Advantages of Large Companies

  • You’ll always get paid: if things aren’t going well for a large company, it will still pay its employees.
  • You’ll have all the equipment, tools and resources you need to perform your work well.
  • Usually, large companies will pay you more than a small company would for the same role.
  • Large companies will typically provide better benefits than a small company.
  • If you have a problem, there’ll be a department somewhere to help you sort it out.
  • Large companies will usually have high turnover, which means promotion possibilities for you.
  • Routes to promotion are more clearly defined: there’ll be various performance management systems to guide your advancement in the company, making large companies great incubators for ambitious graduates.
  • Large companies pack more of a punch in a résumé than small companies, i.e.: they are more recognizable.

Disadvantages of Large Companies

  • Red tape: you’ll have to contend with the bureaucracy that’s typical of a large company.
  • Competition: you will find it difficult to stand out, you’ll probably find it difficult to get your ideas acknowledged, and you’ll find that the best jobs attract a lot of competition.
  • Large companies (unless yours is like Google, Facebook or Apple) are often risk-averse and rarely deviate from what they deem to be ‘best practice’, making it difficult to try out new ideas.
  • You will realize soon enough that you are not indispensable: there’s always someone else that can be brought in to do your job.
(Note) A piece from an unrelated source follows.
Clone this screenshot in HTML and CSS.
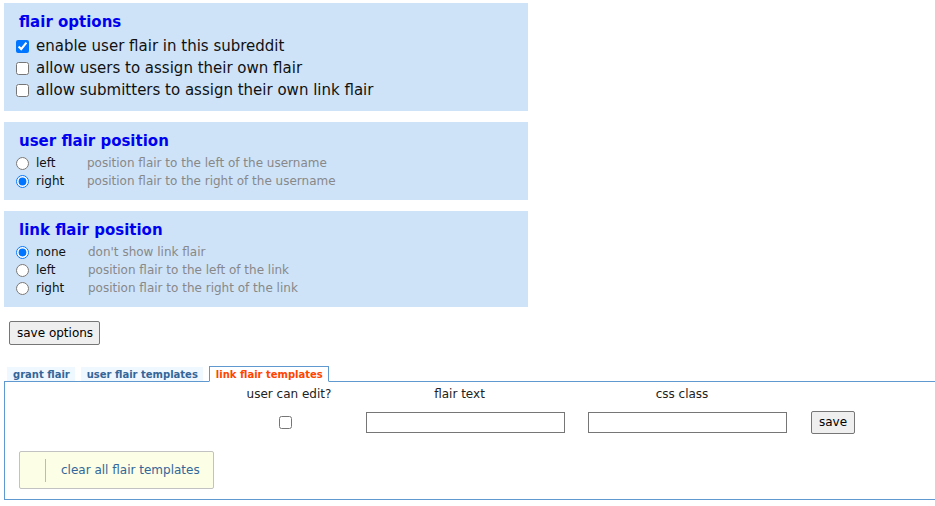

Usually, it’s the company way or the highway.
  • Open-plan offices are usually the norm in large companies and are like ’Marmite’ to most people: you either like them or loathe them.

Advantages of Small Companies

  • Small companies tend to be creative hubs: they typically have fewer resources, so creative thinking is encouraged.
  • Fewer processes and systems: you are less restricted when it comes to trying out new ideas.
  • Flexibility: if you thrive on taking on new challenges, there’s usually plenty of scope for that in a small company.
  • Better work environment: if you work for a startup, the chances are that you’ll be given exactly what you need, and no more. This could mean you’re less distracted by ’things’, which will boost your concentration. Fewer people around you will also help you to focus better on your work. Some creative startups and design consultancies put a premium on trendy office workspaces, so you may get lucky.

Disadvantages of Small Companies

  • Perhaps the most obvious disadvantage of working for a small company is that you are unlikely to have the same access to resources, equipment, benefits and support functions that you would have working for a large company.
  • If you’re working for a new startup, your job security is far from assured. A friend of mine recently took a job with a startup which has now gone bust – her job lasted barely three months.
  • Flexibility also means doing those ‘menial’ tasks you thought you’d left behind: photocopying, posting letters, making teas and coffees, and so forth.
  • Promotion usually means waiting for someone to leave – which may mean never getting promoted. If titles are important to you, this is worth taking into account when choosing to work for a small company, even if your pay does increase. Furthermore, performance management, usually the barometer of whether or not someone gets promoted or gets a pay rise, may not happen at all, and if it does happen, it may not be as rigorous as it would be in a larger company.

Size does matter. The important thing is to know what is important to you, and to pick the environment in which you will thrive in.